Stories

A Misdiagnosis of my Son’s Rare Disease Caused Child Services to Get Involved

February 3, 2016

My son Jacob was born with mastocytosis. He was diagnosed at two weeks old. At first we thought he just had birth marks but the paediatrician on the maternity ward said they were probably marks from where he was lying in the womb. After all, he was a big baby weighing in at 10lbs.

When the marks hadn’t faded after those first two weeks, we still assumed they would eventually. A health visitor mentioned them and I said that I wasn’t too worried.  She organised a doctors appointment later that day. When I arrived, the doctor looked over him and quickly diagnosed them as bruises and referred him to see a pediatrician. When I got home we made plans for my Nan too look after my daughter, who was then 3 years old. We were about to set off when two social workers knocked on our door. They explained that we needed to go with them and both our children, which was a pain as she was at my Nan’s and when I was escorted to her house to pick my little girl up it greatly upset my Nan.

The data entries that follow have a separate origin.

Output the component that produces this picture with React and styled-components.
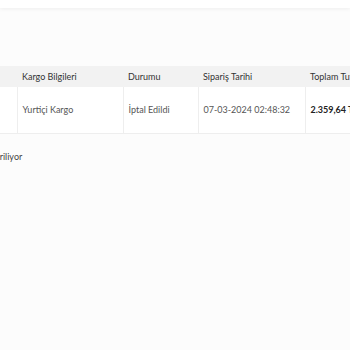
import React, { useLayoutEffect, useRef } from 'react';
import styled, { createGlobalStyle } from 'styled-components';

const GlobalStyle = createGlobalStyle`
  html, body {
    margin: 0;
    padding: 0;
    background: #fcfcfc;
    font-family: "Lato", "Open Sans", sans-serif;
  }
  *, *::before, *::after {
    box-sizing: border-box;
  }
`;

const TopBar = styled.div`
  height: 8px;
  background: #ffffff;
  box-shadow: 0 1px 4px rgba(0, 0, 0, 0.06);
  position: relative;
  z-index: 1;
`;

const Scroller = styled.div`
  width: 100%;
  overflow: hidden;
`;

const Content = styled.div`
  width: 760px;
  padding: 58px 20px 0 20px;
`;

const Table = styled.table`
  border-collapse: collapse;
  width: 708px;
  table-layout: fixed;
`;

const HeadCell = styled.th`
  background: #f2f2f2;
  height: 21px;
  padding: 0 5px;
  text-align: left;
  font-weight: 400;
  font-size: 9px;
  color: #333;
  white-space: nowrap;
  overflow: hidden;
  width: ${p => p.$w}px;
`;

const Cell = styled.td`
  height: 46px;
  padding: 0 5px;
  font-size: 9px;
  color: #555;
  background: #fff;
  border-left: 1px solid #eeeeee;
  border-bottom: 1px solid #eeeeee;
  white-space: nowrap;
  overflow: hidden;
  font-weight: ${p => (p.$bold ? 700 : 400)};
  ${p => p.$bold && 'color: #222;'}
  &:first-child {
    border-left: none;
  }
`;

const Footer = styled.div`
  margin-top: 17px;
  font-size: 9px;
  color: #444;
`;

const columns = [
  { title: 'Sipariş No', w: 138 },
  { title: 'Kargo Bilgileri', w: 106 },
  { title: 'Durumu', w: 75 },
  { title: 'Sipariş Tarihi', w: 107 },
  { title: 'Toplam Tutar', w: 110 },
  { title: 'İşlemler', w: 172 },
];

const row = ['#100245', 'Yurtiçi Kargo', 'İptal Edildi', '07-03-2024 02:48:32', '2.359,64 TL', 'Detay'];

export default function App() {
  const ref = useRef(null);

  useLayoutEffect(() => {
    if (ref.current) ref.current.scrollLeft = 141;
  }, []);

  return (
    <>
      <GlobalStyle />
      <TopBar />
      <Scroller ref={ref}>
        <Content>
          <Table>
            <thead>
              <tr>
                {columns.map(c => (
                  <HeadCell key={c.title} $w={c.w}>{c.title}</HeadCell>
                ))}
              </tr>
            </thead>
            <tbody>
              <tr>
                {row.map((v, i) => (
                  <Cell key={i} $bold={i === 4}>{v}</Cell>
                ))}
              </tr>
            </tbody>
          </Table>
          <Footer>1 kayıttan 1-1 arası kayıt gösteriliyor</Footer>
        </Content>
      </Scroller>
    </>
  );
}
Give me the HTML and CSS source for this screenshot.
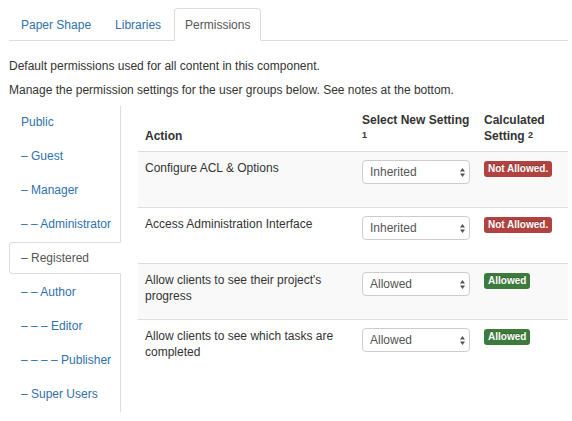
FILE: index.html
```html
<!DOCTYPE html>
<html lang="en">
<head>
<meta charset="utf-8">
<title>Permissions</title>
<link rel="stylesheet" href="styles.css">
</head>
<body>
<div class="page">
  <ul class="tabs">
    <li><a href="#">Paper Shape</a></li>
    <li><a href="#">Libraries</a></li>
    <li class="active"><a href="#">Permissions</a></li>
  </ul>
  <div class="desc">
    <p>Default permissions used for all content in this component.</p>
    <p>Manage the permission settings for the user groups below. See notes at the bottom.</p>
  </div>
  <div class="perm">
    <ul class="groups">
      <li><a href="#">Public</a></li>
      <li><a href="#">– Guest</a></li>
      <li><a href="#">– Manager</a></li>
      <li><a href="#">– – Administrator</a></li>
      <li class="active"><a href="#">– Registered</a></li>
      <li><a href="#">– – Author</a></li>
      <li><a href="#">– – – Editor</a></li>
      <li><a href="#">– – – – Publisher</a></li>
      <li><a href="#">– Super Users</a></li>
    </ul>
    <table class="rules">
      <colgroup><col class="c-action"><col class="c-select"><col class="c-calc"></colgroup>
      <thead>
        <tr>
          <th>Action</th>
          <th class="th-select"><span class="nowrap">Select New Setting</span> <sup>1</sup></th>
          <th><span>Calculated</span> <span>Setting</span> <sup>2</sup></th>
        </tr>
      </thead>
      <tbody>
        <tr>
          <td>Configure ACL &amp; Options</td>
          <td class="td-select"><div class="select-wrap"><select class="select"><option>Inherited</option><option>Allowed</option><option>Denied</option></select><svg class="caret" width="5" height="9" viewBox="0 0 5 9"><path d="M0 3.5L2.5 0L5 3.5Z M0 5.5L2.5 9L5 5.5Z" fill="#555"/></svg></div></td>
          <td><span class="badge badge-no">Not Allowed.</span></td>
        </tr>
        <tr>
          <td>Access Administration Interface</td>
          <td class="td-select"><div class="select-wrap"><select class="select"><option>Inherited</option><option>Allowed</option><option>Denied</option></select><svg class="caret" width="5" height="9" viewBox="0 0 5 9"><path d="M0 3.5L2.5 0L5 3.5Z M0 5.5L2.5 9L5 5.5Z" fill="#555"/></svg></div></td>
          <td><span class="badge badge-no">Not Allowed.</span></td>
        </tr>
        <tr>
          <td>Allow clients to see their project's progress</td>
          <td class="td-select"><div class="select-wrap"><select class="select"><option>Allowed</option><option>Inherited</option><option>Denied</option></select><svg class="caret" width="5" height="9" viewBox="0 0 5 9"><path d="M0 3.5L2.5 0L5 3.5Z M0 5.5L2.5 9L5 5.5Z" fill="#555"/></svg></div></td>
          <td><span class="badge badge-yes">Allowed</span></td>
        </tr>
        <tr>
          <td>Allow clients to see which tasks are completed</td>
          <td class="td-select"><div class="select-wrap"><select class="select"><option>Allowed</option><option>Inherited</option><option>Denied</option></select><svg class="caret" width="5" height="9" viewBox="0 0 5 9"><path d="M0 3.5L2.5 0L5 3.5Z M0 5.5L2.5 9L5 5.5Z" fill="#555"/></svg></div></td>
          <td><span class="badge badge-yes">Allowed</span></td>
        </tr>
      </tbody>
    </table>
  </div>
</div>
</body>
</html>
```

FILE: styles.css
```css
* { box-sizing: border-box; }
html, body { margin: 0; padding: 0; background: #fff; }
body {
  font-family: "Liberation Sans", Arial, Helvetica, sans-serif;
  font-size: 12px;
  line-height: 18px;
  color: #333;
}
a { text-decoration: none; }

.page { padding: 8px 4px 0 9px; }

/* top tabs */
.tabs {
  list-style: none;
  margin: 0;
  padding: 0;
  display: flex;
  border-bottom: 1px solid #ddd;
}
.tabs li { margin: 0 2px -1px 0; }
.tabs a {
  display: block;
  padding: 9px 10px 7px;
  line-height: 15px;
  border: 1px solid transparent;
  border-radius: 4px 4px 0 0;
  color: #3071a9;
}
.tabs li:first-child a { padding-left: 11px; }
.tabs .active a {
  color: #555;
  background: #fff;
  border-color: #ddd #ddd transparent;
}

.desc { padding-top: 16px; }
.desc p { margin: 0 0 6px; }
.desc p:last-child { margin-bottom: 0; }

/* permissions area */
.perm {
  display: flex;
  align-items: flex-start;
  margin-top: 7px;
}
.groups {
  list-style: none;
  margin: 0 17px 0 0;
  padding: 0;
  width: 112px;
  flex: none;
  border-right: 1px solid #ddd;
}
.groups a {
  display: block;
  margin: 0 -1px 2px 0;
  padding: 7px 11px;
  line-height: 16px;
  border: 1px solid transparent;
  border-radius: 4px 0 0 4px;
  color: #3071a9;
  white-space: nowrap;
}
.groups .active a {
  color: #555;
  background: #fff;
  border-color: #ddd transparent #ddd #ddd;
}

.rules {
  flex: 1;
  border-collapse: separate;
  border-spacing: 0;
  table-layout: fixed;
}
.c-action { width: 216px; }
.c-select { width: 123px; }
.c-calc { width: 91px; }
.rules th {
  text-align: left;
  vertical-align: bottom;
  font-weight: bold;
  line-height: 16px;
  padding: 6px 8px 7px 7px;
}
.rules sup {
  font-size: 9px;
  line-height: 0;
  vertical-align: 2px;
}
.nowrap { white-space: nowrap; }
.rules td {
  vertical-align: top;
  padding: 8px 8px 8px 7px;
  line-height: 16px;
  border-top: 1px solid #ddd;
  height: 56px;
}
.rules tbody tr:nth-child(odd) td { background: #f9f9f9; }
.rules .th-select, .rules .td-select { padding-left: 8px; padding-right: 7px; }

.select-wrap {
  position: relative;
  width: 108px;
  height: 24px;
}
.select {
  -webkit-appearance: none;
  appearance: none;
  display: block;
  width: 108px;
  height: 24px;
  margin: 0;
  padding: 0 16px 0 7px;
  border: 1px solid #ccc;
  border-radius: 4px;
  background: #fff;
  color: #555;
  font-family: inherit;
  font-size: 12px;
  line-height: 22px;
}
.caret {
  position: absolute;
  right: 5px;
  top: 8px;
  pointer-events: none;
}

.badge {
  display: inline-block;
  padding: 2px 4px;
  font-size: 10px;
  font-weight: bold;
  line-height: 12px;
  color: #fff;
  border-radius: 3px;
  text-shadow: 0 -1px 0 rgba(0, 0, 0, 0.25);
  white-space: nowrap;
}
.badge-no { background: #b0423f; }
.badge-yes { background: #3d7b3d; }
```
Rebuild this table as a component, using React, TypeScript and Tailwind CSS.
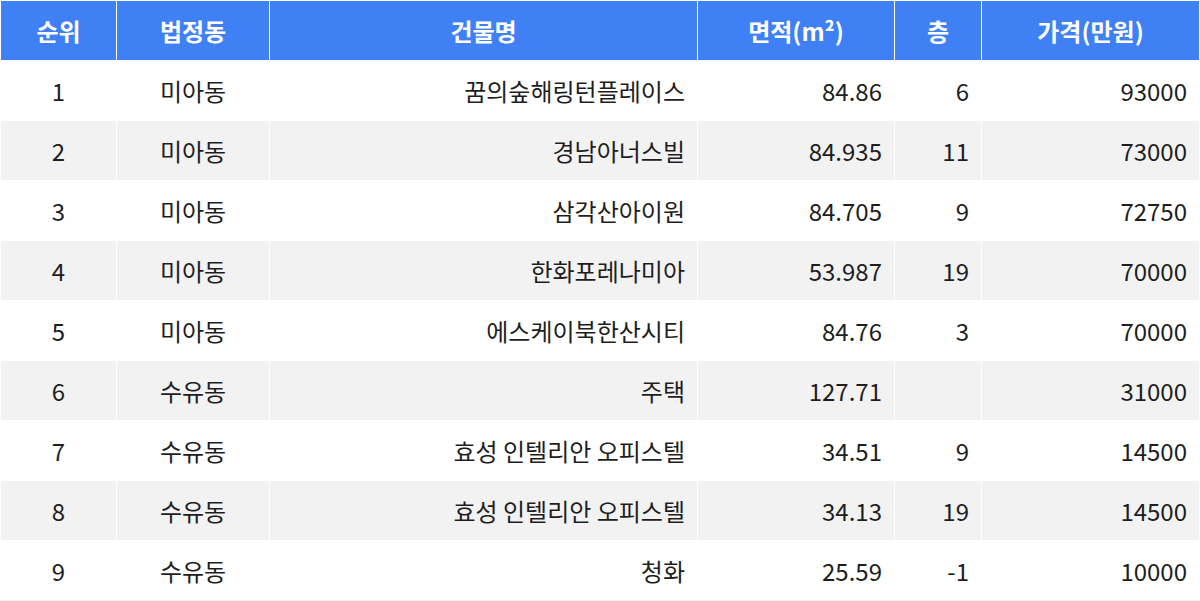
const rows = [
  { rank: 1, dong: "미아동", name: "꿈의숲해링턴플레이스", area: "84.86", floor: "6", price: "93000" },
  { rank: 2, dong: "미아동", name: "경남아너스빌", area: "84.935", floor: "11", price: "73000" },
  { rank: 3, dong: "미아동", name: "삼각산아이원", area: "84.705", floor: "9", price: "72750" },
  { rank: 4, dong: "미아동", name: "한화포레나미아", area: "53.987", floor: "19", price: "70000" },
  { rank: 5, dong: "미아동", name: "에스케이북한산시티", area: "84.76", floor: "3", price: "70000" },
  { rank: 6, dong: "수유동", name: "주택", area: "127.71", floor: "", price: "31000" },
  { rank: 7, dong: "수유동", name: "효성 인텔리안 오피스텔", area: "34.51", floor: "9", price: "14500" },
  { rank: 8, dong: "수유동", name: "효성 인텔리안 오피스텔", area: "34.13", floor: "19", price: "14500" },
  { rank: 9, dong: "수유동", name: "청화", area: "25.59", floor: "-1", price: "10000" },
];

const headers = ["순위", "법정동", "건물명", "면적(m²)", "층", "가격(만원)"];

export default function App() {
  return (
    <div
      className="w-[1200px] h-[601px] bg-white px-px pt-px border-b border-[#f0f0f0] text-[24px] text-[#1e1e1e]"
      style={{ fontFamily: '"Noto Sans CJK KR", "Noto Sans", sans-serif' }}
    >
      <div className="grid grid-cols-[115px_152px_427px_196px_86px_217px] auto-rows-[59px] gap-px bg-white">
        {headers.map((h) => (
          <div key={h} className="flex items-center justify-center bg-[#4080f5] font-bold text-white">
            {h}
          </div>
        ))}
        {rows.map((r, i) => {
          const bg = i % 2 === 1 ? "bg-[#f2f2f2]" : "bg-white";
          return [
            <div key={`${r.rank}-a`} className={`flex items-center justify-center ${bg}`}>{r.rank}</div>,
            <div key={`${r.rank}-b`} className={`flex items-center justify-center ${bg}`}>{r.dong}</div>,
            <div key={`${r.rank}-c`} className={`flex items-center justify-end pr-3 ${bg}`}>{r.name}</div>,
            <div key={`${r.rank}-d`} className={`flex items-center justify-end pr-3 ${bg}`}>{r.area}</div>,
            <div key={`${r.rank}-e`} className={`flex items-center justify-end pr-3 ${bg}`}>{r.floor}</div>,
            <div key={`${r.rank}-f`} className={`flex items-center justify-end pr-3 ${bg}`}>{r.price}</div>,
          ];
        })}
      </div>
    </div>
  );
}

Shortly after we made our way to the hospital were we waited to be seen by a paediatrician and when one of the social workers asked how long we would have to wait and the nurse said we are seeing to the children that are actually sick first! Eventually when we were seen by the pediatrician she had luckily seen my son’s condition before and we were cleared of any wrong doing. My son has cutaneous mastocytosis, a rare disease that has no cure and causes the mast cells to overreact and produce too much histamine that causes allergic type reactions to stress, food, friction, temperature change etc. He has been taking antihistamines and antacids since he was a baby and luckily now he is almost two-years-old and doesn’t have as many reactions.